** YOUR INSTRUCTIONS **
Output exactly, and only, the lines from the line containing "Rebuild this screenshot" through the line containing "const ZERO_Y = 324;", both included.

## START RECORDED INFORMATION

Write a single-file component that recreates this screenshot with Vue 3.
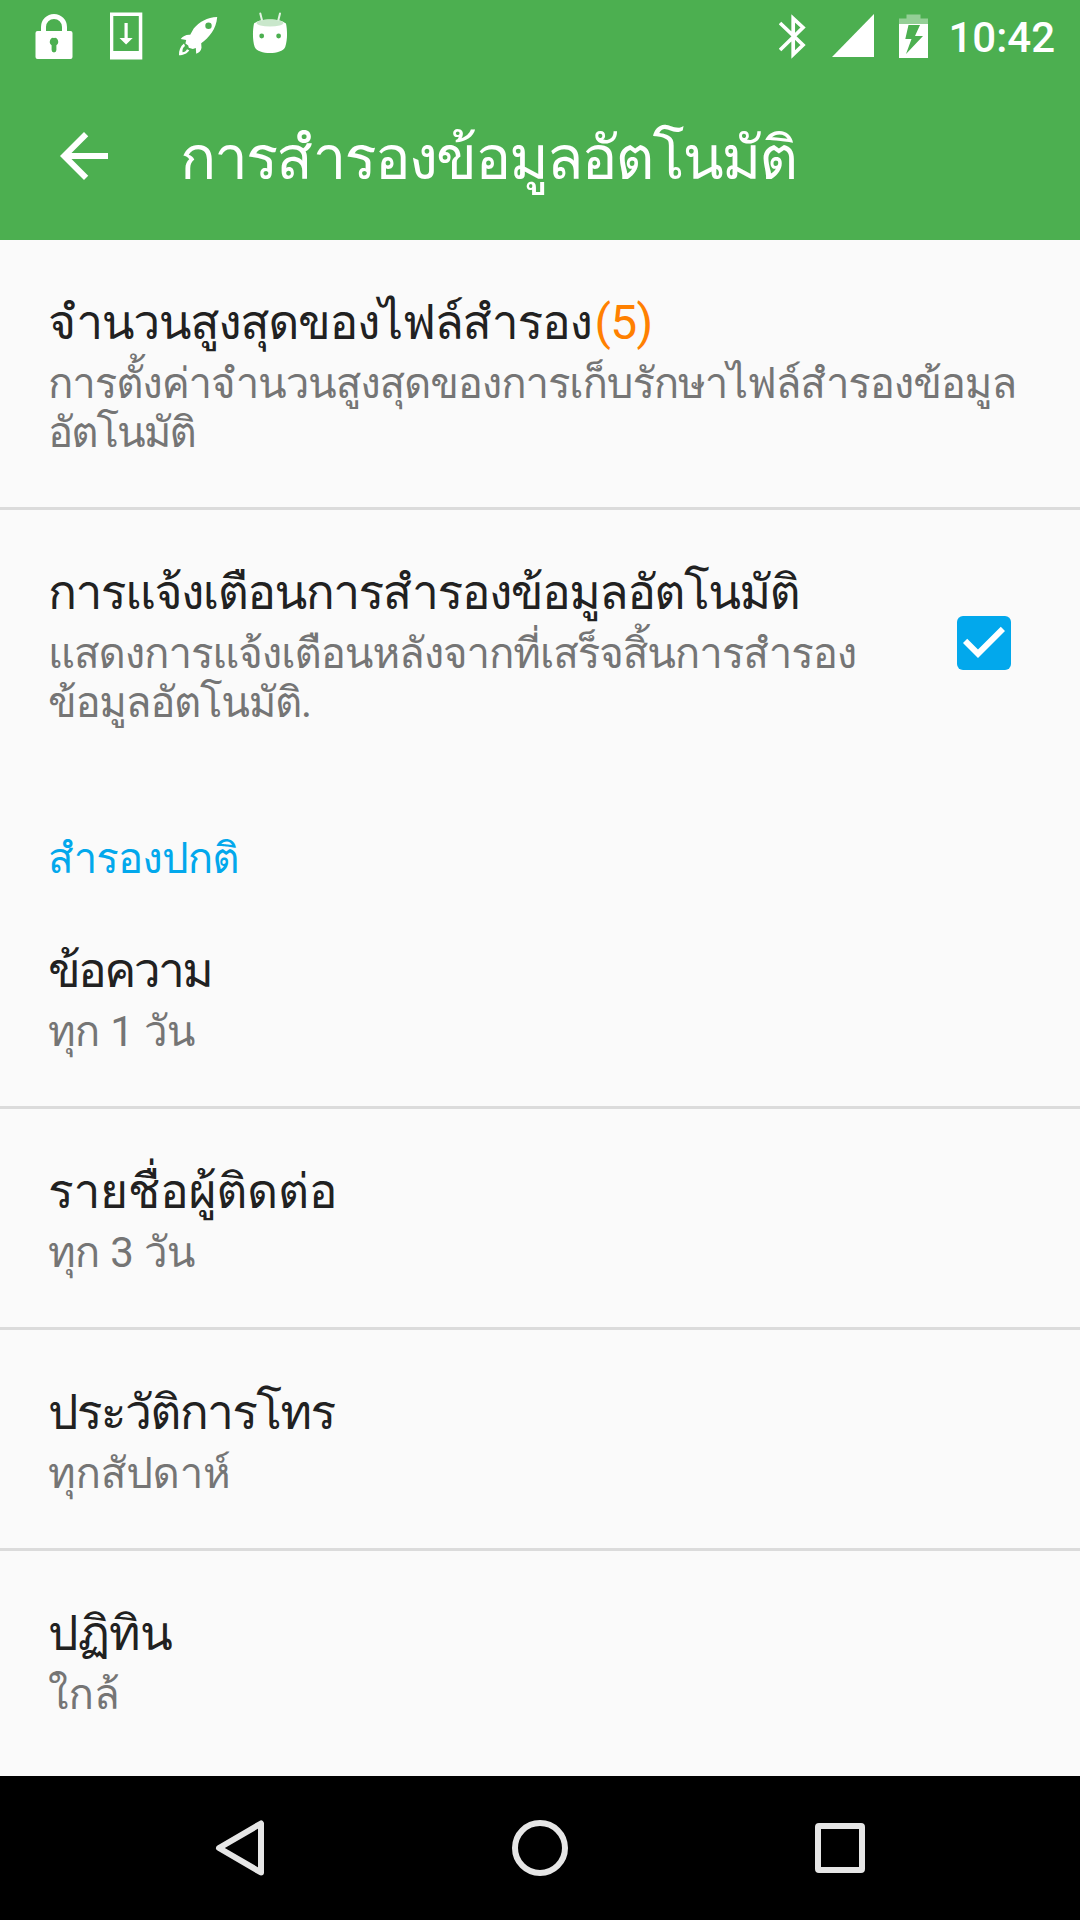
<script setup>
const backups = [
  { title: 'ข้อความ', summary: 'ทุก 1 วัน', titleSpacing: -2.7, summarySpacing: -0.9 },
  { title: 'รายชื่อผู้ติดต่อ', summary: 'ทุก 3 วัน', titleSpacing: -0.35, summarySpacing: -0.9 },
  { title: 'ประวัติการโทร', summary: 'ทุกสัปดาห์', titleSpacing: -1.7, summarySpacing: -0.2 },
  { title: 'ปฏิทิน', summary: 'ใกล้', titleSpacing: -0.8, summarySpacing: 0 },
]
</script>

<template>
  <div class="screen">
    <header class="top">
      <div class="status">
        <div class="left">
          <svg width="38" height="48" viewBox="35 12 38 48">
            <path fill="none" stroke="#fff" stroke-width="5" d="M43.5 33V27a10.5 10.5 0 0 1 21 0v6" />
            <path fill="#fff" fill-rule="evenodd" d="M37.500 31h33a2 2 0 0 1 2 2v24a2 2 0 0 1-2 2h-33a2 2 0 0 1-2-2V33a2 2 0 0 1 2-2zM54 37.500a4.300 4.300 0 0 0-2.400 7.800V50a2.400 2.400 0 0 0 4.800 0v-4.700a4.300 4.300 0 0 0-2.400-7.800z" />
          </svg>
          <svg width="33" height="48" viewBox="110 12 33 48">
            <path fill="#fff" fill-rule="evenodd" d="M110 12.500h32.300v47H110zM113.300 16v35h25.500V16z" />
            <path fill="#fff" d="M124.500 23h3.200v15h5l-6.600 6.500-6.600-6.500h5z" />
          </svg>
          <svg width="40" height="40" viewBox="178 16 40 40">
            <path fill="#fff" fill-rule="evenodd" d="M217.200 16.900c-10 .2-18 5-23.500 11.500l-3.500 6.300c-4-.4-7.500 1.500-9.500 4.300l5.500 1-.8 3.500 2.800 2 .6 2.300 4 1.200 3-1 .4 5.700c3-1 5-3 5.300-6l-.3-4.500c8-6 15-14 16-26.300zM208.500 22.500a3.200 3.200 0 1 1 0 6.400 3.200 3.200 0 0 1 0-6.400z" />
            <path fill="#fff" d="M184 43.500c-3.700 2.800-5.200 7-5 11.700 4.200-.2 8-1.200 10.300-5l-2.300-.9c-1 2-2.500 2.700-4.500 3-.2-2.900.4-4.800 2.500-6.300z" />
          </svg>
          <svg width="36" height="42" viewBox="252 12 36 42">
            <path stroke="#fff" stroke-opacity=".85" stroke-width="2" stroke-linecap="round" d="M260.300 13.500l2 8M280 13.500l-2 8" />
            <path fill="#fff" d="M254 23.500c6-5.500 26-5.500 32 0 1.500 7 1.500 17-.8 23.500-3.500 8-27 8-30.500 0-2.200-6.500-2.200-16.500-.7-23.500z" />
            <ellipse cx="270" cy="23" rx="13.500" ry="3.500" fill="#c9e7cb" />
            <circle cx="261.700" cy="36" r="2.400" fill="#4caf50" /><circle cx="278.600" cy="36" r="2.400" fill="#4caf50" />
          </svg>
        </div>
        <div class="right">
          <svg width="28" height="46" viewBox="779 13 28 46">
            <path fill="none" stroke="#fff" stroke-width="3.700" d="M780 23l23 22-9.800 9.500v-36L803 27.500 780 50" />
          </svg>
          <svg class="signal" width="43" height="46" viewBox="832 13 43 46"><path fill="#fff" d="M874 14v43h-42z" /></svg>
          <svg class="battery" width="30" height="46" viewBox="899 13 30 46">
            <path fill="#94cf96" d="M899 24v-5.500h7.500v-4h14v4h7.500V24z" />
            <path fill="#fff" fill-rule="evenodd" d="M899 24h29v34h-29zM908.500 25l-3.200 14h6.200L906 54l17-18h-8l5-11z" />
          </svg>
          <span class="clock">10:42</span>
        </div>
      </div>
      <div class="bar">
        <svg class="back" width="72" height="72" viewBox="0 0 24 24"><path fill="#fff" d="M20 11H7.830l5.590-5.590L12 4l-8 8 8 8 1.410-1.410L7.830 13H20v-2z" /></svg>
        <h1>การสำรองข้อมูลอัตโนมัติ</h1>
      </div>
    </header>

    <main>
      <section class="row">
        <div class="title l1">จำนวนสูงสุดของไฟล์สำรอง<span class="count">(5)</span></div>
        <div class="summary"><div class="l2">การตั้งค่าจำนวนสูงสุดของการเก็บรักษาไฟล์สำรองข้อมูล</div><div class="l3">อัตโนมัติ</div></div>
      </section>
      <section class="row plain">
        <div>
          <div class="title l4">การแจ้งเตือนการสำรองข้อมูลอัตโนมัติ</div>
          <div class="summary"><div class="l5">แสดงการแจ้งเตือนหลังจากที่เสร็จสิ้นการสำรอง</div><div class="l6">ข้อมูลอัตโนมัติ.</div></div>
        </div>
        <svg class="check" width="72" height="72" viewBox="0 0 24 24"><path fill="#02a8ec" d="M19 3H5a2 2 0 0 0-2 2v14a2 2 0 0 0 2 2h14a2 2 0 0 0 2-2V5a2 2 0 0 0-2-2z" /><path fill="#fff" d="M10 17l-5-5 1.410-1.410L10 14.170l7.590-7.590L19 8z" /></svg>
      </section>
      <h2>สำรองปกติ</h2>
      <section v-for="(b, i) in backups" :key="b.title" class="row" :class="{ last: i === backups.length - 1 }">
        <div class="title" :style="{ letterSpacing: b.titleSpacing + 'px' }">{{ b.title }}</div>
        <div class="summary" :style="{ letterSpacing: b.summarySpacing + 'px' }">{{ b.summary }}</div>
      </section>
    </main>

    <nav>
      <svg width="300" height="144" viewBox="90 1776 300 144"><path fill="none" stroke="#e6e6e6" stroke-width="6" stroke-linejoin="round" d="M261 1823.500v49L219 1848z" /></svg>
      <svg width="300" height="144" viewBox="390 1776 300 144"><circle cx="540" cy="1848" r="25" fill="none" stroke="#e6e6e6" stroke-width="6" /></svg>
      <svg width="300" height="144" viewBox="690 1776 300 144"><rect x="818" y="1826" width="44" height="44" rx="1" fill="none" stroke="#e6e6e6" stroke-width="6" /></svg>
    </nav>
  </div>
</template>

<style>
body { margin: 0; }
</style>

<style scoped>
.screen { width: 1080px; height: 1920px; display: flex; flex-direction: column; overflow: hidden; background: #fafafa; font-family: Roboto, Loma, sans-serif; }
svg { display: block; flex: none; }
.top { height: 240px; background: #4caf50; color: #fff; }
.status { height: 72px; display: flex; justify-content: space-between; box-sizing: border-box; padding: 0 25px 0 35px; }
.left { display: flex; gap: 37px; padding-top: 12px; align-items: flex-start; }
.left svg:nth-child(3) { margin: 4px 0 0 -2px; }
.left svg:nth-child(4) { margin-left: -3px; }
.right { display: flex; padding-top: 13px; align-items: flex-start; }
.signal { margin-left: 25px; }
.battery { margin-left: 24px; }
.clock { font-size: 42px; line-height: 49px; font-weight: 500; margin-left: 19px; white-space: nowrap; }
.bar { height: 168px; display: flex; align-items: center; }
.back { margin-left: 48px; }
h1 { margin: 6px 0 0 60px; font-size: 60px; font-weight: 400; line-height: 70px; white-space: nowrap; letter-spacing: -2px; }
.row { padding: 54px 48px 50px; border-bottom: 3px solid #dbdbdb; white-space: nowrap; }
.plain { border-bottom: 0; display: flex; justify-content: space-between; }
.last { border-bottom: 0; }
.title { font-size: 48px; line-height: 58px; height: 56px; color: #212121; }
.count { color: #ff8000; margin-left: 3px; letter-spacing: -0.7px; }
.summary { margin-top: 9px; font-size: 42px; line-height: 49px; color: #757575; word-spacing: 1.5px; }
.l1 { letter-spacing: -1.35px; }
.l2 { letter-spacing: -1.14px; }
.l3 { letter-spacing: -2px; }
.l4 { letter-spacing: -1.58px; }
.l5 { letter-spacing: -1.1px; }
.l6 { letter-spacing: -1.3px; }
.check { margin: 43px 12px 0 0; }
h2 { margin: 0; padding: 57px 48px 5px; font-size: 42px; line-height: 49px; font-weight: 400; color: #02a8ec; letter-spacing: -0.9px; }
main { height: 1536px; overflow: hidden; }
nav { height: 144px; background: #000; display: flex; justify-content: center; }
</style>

## END RECORDED INFORMATION
## START RECORDED INFORMATION

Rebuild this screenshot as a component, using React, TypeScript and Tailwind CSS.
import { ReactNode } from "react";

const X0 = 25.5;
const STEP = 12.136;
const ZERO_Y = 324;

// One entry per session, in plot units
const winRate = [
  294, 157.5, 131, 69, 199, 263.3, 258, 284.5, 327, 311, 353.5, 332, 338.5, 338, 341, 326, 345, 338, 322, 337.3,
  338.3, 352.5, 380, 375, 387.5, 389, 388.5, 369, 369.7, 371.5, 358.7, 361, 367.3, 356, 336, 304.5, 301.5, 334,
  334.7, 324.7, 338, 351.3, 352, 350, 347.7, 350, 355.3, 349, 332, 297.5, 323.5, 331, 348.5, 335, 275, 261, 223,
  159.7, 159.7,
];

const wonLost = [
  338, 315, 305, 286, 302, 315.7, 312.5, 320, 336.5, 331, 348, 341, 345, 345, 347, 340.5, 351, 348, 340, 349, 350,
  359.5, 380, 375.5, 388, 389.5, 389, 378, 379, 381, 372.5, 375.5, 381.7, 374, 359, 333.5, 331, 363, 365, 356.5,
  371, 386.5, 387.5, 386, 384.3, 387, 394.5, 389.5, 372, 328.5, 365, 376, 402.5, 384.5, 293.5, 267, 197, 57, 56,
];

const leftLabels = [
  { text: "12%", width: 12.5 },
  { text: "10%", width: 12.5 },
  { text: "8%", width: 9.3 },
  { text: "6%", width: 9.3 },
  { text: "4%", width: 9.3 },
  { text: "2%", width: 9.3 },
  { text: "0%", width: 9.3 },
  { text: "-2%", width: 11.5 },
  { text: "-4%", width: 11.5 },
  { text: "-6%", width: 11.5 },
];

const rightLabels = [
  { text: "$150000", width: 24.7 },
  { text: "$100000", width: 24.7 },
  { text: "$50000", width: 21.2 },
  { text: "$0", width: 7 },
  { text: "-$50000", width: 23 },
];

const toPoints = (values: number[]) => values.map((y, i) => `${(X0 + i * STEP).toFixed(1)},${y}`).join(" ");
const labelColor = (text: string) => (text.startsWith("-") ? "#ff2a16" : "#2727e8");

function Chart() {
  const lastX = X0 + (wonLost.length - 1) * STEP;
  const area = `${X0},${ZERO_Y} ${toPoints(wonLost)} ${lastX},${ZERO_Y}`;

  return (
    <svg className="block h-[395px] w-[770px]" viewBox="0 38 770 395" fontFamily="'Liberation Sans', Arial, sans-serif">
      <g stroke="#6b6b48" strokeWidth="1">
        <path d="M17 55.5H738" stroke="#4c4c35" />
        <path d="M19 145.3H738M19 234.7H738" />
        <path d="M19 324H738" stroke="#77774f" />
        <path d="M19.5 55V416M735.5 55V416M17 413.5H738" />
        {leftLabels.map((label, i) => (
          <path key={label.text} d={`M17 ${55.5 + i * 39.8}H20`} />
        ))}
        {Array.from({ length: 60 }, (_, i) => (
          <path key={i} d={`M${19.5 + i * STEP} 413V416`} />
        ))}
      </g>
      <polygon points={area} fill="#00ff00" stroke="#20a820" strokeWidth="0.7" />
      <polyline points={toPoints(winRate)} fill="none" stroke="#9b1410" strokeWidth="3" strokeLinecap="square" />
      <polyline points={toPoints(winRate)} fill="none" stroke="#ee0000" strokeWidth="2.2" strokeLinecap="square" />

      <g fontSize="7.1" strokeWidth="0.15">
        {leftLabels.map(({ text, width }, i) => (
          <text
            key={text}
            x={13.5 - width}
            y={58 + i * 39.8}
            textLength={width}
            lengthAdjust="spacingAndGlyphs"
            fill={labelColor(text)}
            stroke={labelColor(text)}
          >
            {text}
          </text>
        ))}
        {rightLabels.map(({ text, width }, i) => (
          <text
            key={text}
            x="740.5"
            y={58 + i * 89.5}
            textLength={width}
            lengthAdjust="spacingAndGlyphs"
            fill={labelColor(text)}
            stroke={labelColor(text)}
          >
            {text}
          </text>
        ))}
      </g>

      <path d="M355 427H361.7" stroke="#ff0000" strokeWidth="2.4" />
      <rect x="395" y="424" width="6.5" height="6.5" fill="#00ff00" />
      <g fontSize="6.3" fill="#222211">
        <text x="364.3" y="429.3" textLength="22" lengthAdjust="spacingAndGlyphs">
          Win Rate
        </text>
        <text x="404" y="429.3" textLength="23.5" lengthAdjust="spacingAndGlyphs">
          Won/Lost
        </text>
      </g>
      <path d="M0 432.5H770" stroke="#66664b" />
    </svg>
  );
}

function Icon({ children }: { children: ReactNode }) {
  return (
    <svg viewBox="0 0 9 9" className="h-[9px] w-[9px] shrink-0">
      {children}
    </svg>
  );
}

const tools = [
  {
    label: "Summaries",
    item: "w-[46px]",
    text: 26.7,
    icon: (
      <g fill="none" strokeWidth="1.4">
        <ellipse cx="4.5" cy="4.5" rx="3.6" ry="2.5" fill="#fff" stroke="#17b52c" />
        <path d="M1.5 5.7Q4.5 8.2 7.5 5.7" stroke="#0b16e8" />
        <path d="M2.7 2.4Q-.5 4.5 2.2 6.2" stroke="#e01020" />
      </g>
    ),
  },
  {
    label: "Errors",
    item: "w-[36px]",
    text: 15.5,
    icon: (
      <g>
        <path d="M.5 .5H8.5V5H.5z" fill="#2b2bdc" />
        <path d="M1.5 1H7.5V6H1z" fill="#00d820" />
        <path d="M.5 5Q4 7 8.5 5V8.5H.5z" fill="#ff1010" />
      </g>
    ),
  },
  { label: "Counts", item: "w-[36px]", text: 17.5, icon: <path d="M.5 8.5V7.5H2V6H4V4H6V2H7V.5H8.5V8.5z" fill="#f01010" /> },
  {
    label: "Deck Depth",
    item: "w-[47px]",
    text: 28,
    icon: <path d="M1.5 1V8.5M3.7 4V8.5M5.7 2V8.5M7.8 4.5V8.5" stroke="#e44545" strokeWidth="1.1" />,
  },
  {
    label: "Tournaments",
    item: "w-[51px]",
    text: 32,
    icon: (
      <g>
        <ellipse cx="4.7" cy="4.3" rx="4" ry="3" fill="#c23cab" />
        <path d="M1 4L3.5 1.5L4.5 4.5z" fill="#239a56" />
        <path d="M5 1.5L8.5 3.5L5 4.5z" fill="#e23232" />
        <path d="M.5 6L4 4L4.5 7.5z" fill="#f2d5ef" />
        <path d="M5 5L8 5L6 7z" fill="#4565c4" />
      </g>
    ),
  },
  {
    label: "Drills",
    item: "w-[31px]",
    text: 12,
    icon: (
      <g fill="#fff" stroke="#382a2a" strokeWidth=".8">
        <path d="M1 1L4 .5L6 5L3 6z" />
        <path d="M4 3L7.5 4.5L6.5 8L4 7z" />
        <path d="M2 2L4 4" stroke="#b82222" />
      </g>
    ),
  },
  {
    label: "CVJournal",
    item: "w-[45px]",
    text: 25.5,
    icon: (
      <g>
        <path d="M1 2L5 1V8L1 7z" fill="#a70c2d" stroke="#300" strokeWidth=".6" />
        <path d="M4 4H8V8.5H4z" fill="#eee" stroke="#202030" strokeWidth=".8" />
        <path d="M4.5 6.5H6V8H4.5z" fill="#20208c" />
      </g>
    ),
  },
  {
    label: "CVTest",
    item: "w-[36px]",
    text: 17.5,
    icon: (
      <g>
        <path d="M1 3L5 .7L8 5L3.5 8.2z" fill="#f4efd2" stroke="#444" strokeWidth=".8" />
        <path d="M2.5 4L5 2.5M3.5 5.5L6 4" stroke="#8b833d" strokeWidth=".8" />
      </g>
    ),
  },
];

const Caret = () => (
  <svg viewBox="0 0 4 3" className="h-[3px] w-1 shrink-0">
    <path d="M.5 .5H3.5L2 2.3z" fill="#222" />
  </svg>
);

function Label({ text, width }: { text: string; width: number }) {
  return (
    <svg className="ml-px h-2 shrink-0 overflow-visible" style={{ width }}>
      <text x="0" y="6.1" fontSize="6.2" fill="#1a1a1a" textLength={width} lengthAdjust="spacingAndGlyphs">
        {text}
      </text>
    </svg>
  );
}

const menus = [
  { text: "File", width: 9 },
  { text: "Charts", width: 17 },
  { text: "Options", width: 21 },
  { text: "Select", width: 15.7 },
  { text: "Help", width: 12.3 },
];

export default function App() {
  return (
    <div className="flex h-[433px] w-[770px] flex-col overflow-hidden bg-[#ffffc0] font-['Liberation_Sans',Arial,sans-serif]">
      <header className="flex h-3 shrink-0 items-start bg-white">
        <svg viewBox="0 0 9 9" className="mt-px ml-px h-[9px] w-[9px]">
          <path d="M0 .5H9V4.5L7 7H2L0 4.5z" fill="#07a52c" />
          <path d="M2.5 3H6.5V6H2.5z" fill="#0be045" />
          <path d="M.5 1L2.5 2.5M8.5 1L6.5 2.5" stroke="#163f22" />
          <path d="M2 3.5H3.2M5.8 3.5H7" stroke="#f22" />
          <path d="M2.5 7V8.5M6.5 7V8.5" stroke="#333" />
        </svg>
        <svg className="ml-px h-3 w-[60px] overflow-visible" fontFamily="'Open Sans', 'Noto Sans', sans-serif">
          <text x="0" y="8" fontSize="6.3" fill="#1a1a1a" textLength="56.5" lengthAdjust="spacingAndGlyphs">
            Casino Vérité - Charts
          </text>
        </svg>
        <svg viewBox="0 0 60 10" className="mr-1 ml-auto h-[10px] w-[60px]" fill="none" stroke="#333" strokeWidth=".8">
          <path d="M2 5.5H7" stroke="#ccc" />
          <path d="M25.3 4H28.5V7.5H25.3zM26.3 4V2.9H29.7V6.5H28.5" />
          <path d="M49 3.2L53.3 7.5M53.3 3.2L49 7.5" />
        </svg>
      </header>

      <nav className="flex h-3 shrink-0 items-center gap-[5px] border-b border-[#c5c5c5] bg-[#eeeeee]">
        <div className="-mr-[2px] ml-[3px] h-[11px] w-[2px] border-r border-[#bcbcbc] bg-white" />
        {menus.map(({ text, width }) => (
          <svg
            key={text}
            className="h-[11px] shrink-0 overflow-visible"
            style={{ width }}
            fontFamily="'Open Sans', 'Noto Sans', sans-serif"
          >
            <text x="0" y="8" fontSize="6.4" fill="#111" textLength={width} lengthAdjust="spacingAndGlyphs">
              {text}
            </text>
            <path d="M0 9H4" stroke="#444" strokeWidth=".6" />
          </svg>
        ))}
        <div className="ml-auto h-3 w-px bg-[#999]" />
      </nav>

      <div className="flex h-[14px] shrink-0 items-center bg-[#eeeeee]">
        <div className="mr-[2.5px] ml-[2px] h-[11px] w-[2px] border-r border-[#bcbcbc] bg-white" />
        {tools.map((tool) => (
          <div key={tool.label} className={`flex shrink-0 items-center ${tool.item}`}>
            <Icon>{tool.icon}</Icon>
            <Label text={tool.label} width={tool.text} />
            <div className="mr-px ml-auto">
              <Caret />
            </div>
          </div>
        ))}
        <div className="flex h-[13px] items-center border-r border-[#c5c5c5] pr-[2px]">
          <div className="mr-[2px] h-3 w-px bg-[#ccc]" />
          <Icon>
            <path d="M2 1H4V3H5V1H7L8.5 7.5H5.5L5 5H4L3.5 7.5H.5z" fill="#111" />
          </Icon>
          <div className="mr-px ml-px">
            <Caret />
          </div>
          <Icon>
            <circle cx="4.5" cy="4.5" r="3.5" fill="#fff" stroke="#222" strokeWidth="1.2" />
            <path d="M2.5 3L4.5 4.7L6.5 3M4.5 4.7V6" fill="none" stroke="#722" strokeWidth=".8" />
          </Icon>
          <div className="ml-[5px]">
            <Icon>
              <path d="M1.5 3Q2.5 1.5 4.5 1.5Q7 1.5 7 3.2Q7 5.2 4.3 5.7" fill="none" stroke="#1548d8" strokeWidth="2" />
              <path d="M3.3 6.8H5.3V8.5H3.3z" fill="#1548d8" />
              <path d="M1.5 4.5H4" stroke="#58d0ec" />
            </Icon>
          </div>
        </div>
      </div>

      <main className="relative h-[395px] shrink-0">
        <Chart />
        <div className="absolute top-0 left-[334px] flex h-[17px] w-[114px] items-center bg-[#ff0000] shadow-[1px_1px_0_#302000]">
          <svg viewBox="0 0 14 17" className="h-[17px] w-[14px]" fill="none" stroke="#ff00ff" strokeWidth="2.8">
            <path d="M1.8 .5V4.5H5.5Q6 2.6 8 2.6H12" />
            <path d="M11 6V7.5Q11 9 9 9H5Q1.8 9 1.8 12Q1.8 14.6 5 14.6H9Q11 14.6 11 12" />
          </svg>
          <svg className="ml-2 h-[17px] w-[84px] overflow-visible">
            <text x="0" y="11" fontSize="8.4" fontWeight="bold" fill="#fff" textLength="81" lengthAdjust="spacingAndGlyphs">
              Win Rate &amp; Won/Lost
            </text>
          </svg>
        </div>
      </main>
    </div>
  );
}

## END RECORDED INFORMATION

** RESPONSE BELOW **
Rebuild this screenshot as a component, using React, TypeScript and Tailwind CSS.
import { ReactNode } from "react";

const X0 = 25.5;
const STEP = 12.136;
const ZERO_Y = 324;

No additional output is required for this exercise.